A novel type of rotor-stator spinning disk device is proposed which allows for the entrapment of solid particles solely by hydrodynamic means. In this new configuration, the solid rotating disk is replaced with two conjoined rotors with a variable gap spacing. Liquid is fed through the top stator and can flow out again through the rotor-rotor interior and the hollow rotation axis. Moreover, the volume between the two rotors is optionally filled with a highly porous reticulated carbon foam. It was found that particle containment was strongly improved by the presence of this reticulated foam as it hinders the buildup of centripetal boundary layer flow near the disks in the interior of the rotor-rotor assembly. These centripetal boundary layers drag along particles resulting in a loss of containment. Experiments utilizing glass beads showed that particles with a diameter down to 17.8 µm can be completely entrapped when a carbon foam is placed between the two conjoined disks at rotor speeds up to the maximum investigated value of 178 rad s⁻¹. Additionally, the rotor-rotor gap did not have an effect on the particle entrapment level when the reticulated carbon foam was omitted and can be ascribed to the build-up of boundary layers, which is independent of rotor-rotor distance.

The gas–liquid mass transfer coefficient was investigated in a novel multiphase reactor: the rotor–stator spinning disc reactor. Direct Numerical Simulations of the flow field around a single bubble in the reactor showed that vortex stretching invoked the presence of turbulence inside the thin liquid film surrounding the bubble. The Direct Numerical Simulations further provided a measure for the eddy diffusivity in the thin liquid film caused by this increase in vorticity. An expression was subsequently derived from a mass balance using these eddy diffusivities in order to estimate the order of magnitude of gas–liquid mass transfer coefficients. These estimates were found to lie more in line with experimental results in literature than previously used mass transfer models based on Higbie׳s penetration theory.

This paper comprises an experimental and theoretical study on gas bubble formation in a liquid in a spinning disc device. Measurements were done in a device with a rotor radius of 0.135 m and a distance of 2 · 10⁻³ m between the rotating disc and the stationary wall. Experiments have been performed at rotational velocities where the Von Kármán boundary layer at the rotor and the Bödewadt layer at the stationary wall interfere. It was found that the highest angular velocities resulted in the smallest average bubble diameters (3.32±0.662 mm), while at the highest gas mass flow rate and lowest rotational velocities, the largest bubbles were produced (15.3±1.89 mm). Variation of liquid density from 1000 to 1150 kg m⁻³ and liquid viscosity from 0.81 to 1.70 mPa s appeared to have a negligible effect on the bubble size. A model was derived from a mass and momentum balance, which incorporates the unsteady effects of added mass, gas momentum, bubble growth rate, drag force and centrifugal buoyancy. The general trends in calculated average bubble size are in agreement with the experimental results and the model calculations were able to simulate average bubble diameters within a single experimental standard deviation.
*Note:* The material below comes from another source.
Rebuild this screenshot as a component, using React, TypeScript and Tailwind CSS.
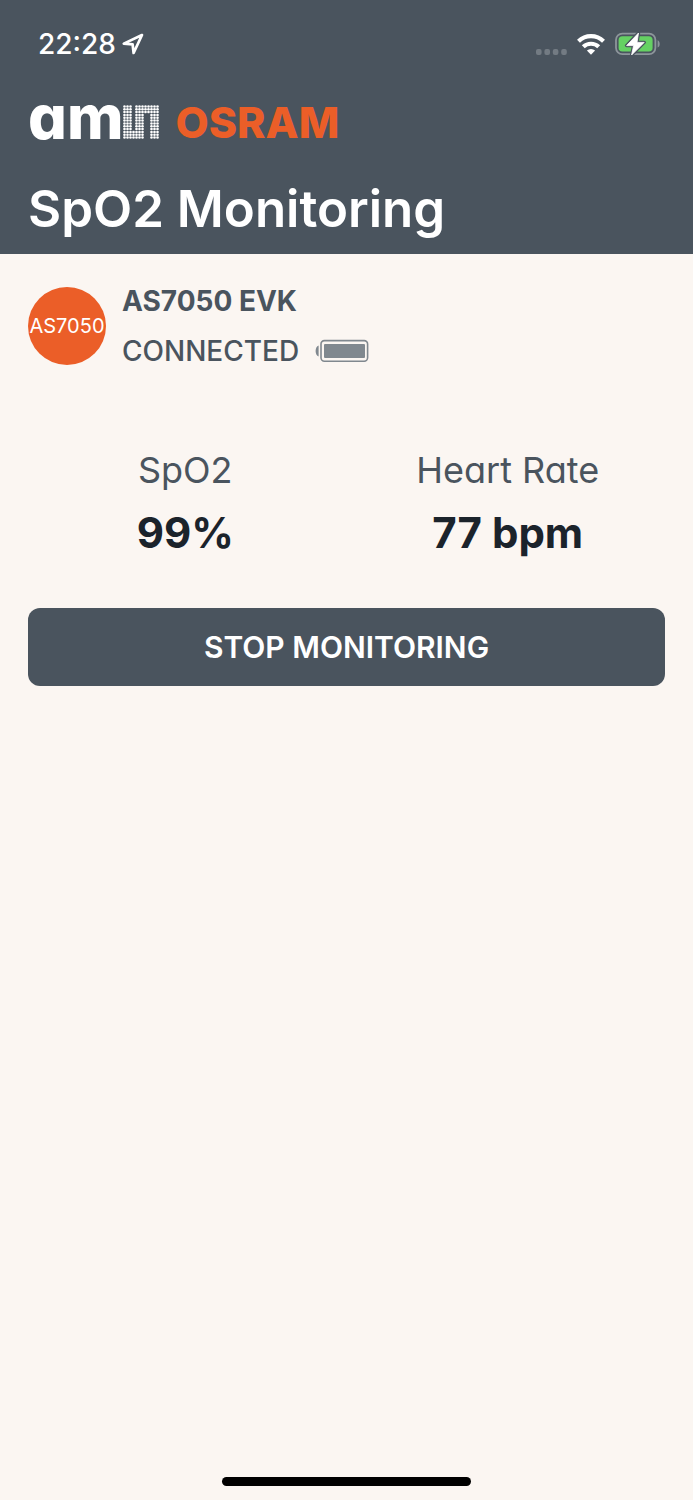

This paper investigates the stability of solutions to the problem of viscous flow between an infinite rotating disk and an infinite stationary disk. A random perturbation, satisfying the Von Kármán similarity transformation, is applied to the steady velocity profiles for four solution branches, after which the disturbance propagation is tracked as a function of time. It was found that three of the four solution branches (including the Batchelor solution) were Lyapunov-stable and the development of the Lyapunov-coefficients as a function of the Reynolds number was determined. Stewartson-type of flow was found to be unstable and developed into a flow field corresponding to the Batchelor-solution. The mechanism with which the non-viscous core in this latter type of flow acquired its angular momentum was identified as being dominated by radial convection towards the axis of rotation.

This paper discusses the development of boundary layers in the flow of a Newtonian fluid between two parallel, infinite disks. One of the disks is rotating at a constant angular velocity while the other remains stationary. An analytical series approximation and a numerical solution method are used to describe the velocity profiles of the flow. Both methods rely on the commonly used similarity transformation first proposed by Von Kármán [T. von Kármán, ZAMM 1, 233 (1921)]. For Re_h < 18, the power series analytically describe the complete velocityprofile. With the numerical model a Batchelor type of flow was observed for Re_h> 300, with two boundary layers near the disks and a non-viscous core in the middle. A remarkable conclusion of the current work is the coincidence of the power series’ radius of convergence, a somewhat abstract mathematical notion, with the physically tangible concept of the boundary layer thickness. The coincidence shows a small deviation of only 2% to 4%.